The two-week amnesty, part of a larger U.S. effort to rid Iraq's streets of gunmen and reduce lawlessness in the country, was trumpeted on Baghdad radio broadcasts and touted on handbills distributed to remote villages.

But it is clear that nearly two months after major combat ended in Iraq, many ordinary citizens don't feel safe enough from crime to give up their private arsenals.

Over the past 14 days, only about 650 rifles, pistols and machine guns have been collected in the Weapons Turn-In Program, which began June 1. About 400 grenades, rockets and missiles also were recovered.

The new coalition gun policy that goes into effect today allows Iraqis to keep assault rifles such as Kalashnikovs in their businesses or homes. Anything more lethal is banned.

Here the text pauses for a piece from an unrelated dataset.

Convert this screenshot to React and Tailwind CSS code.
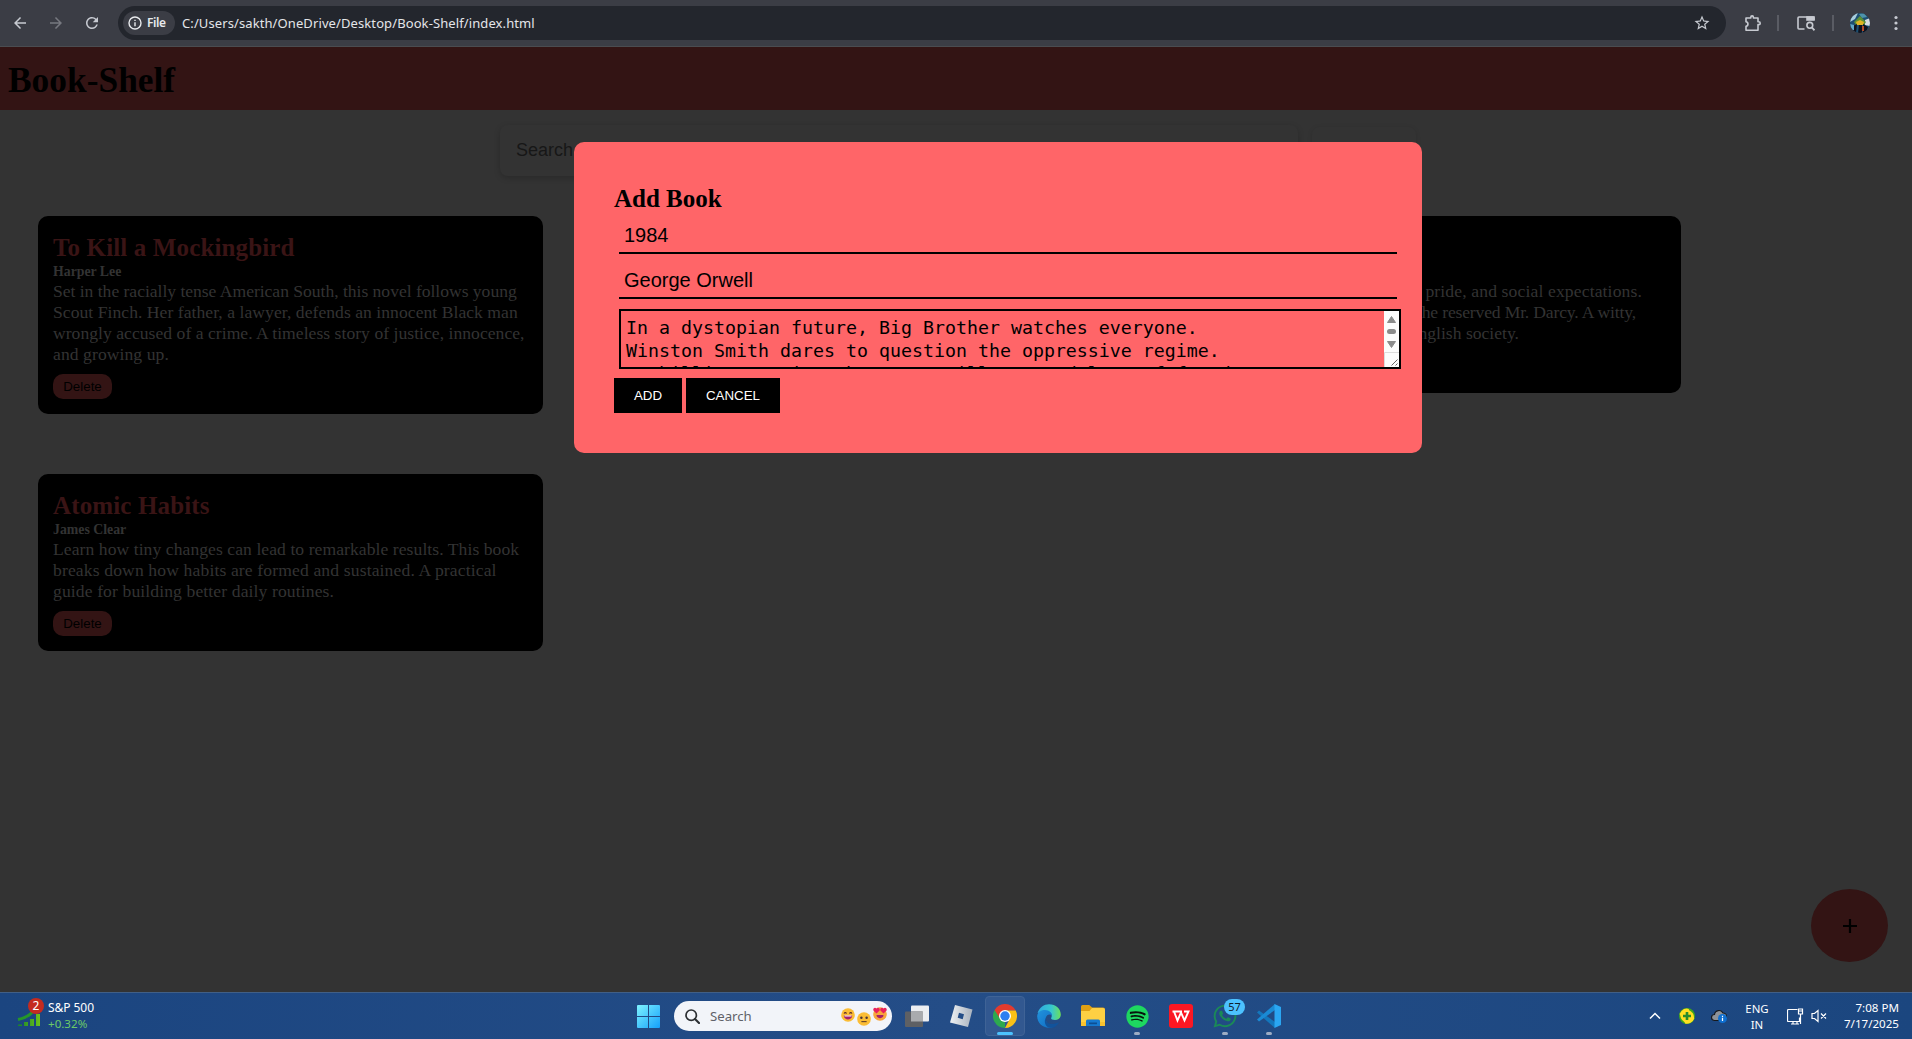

Seven, not 27, killed in attack, military says

BALAD, Iraq - An attack on Iraqis by U.S. troops after an American tank patrol was ambushed Friday morning killed seven people, not 27 as reported, U.S. military officials said Saturday, and Iraqi witnesses said five of the victims were not involved in the ambush.

Lt. Col. Andy Fowler, commander of the 7th Cavalry unit that was ambushed with rocket-propelled grenades and a remote-controlled land mine, said a statement issued Friday by U.S. Central Command saying 27 Iraqis had been killed was based on his "initial estimates." Fowler adjusted the number to "seven confirmed dead."

Two, Fowler said, were dressed in the black pants and shirts typical of the Fedayeen Saddam, a militia loyal to former president Saddam Hussein. Witnesses said those two were likely among the assailants who attacked the tank patrol.

The other five victims, according to witnesses and relatives, were an elderly shepherd, his three sons and one son-in-law.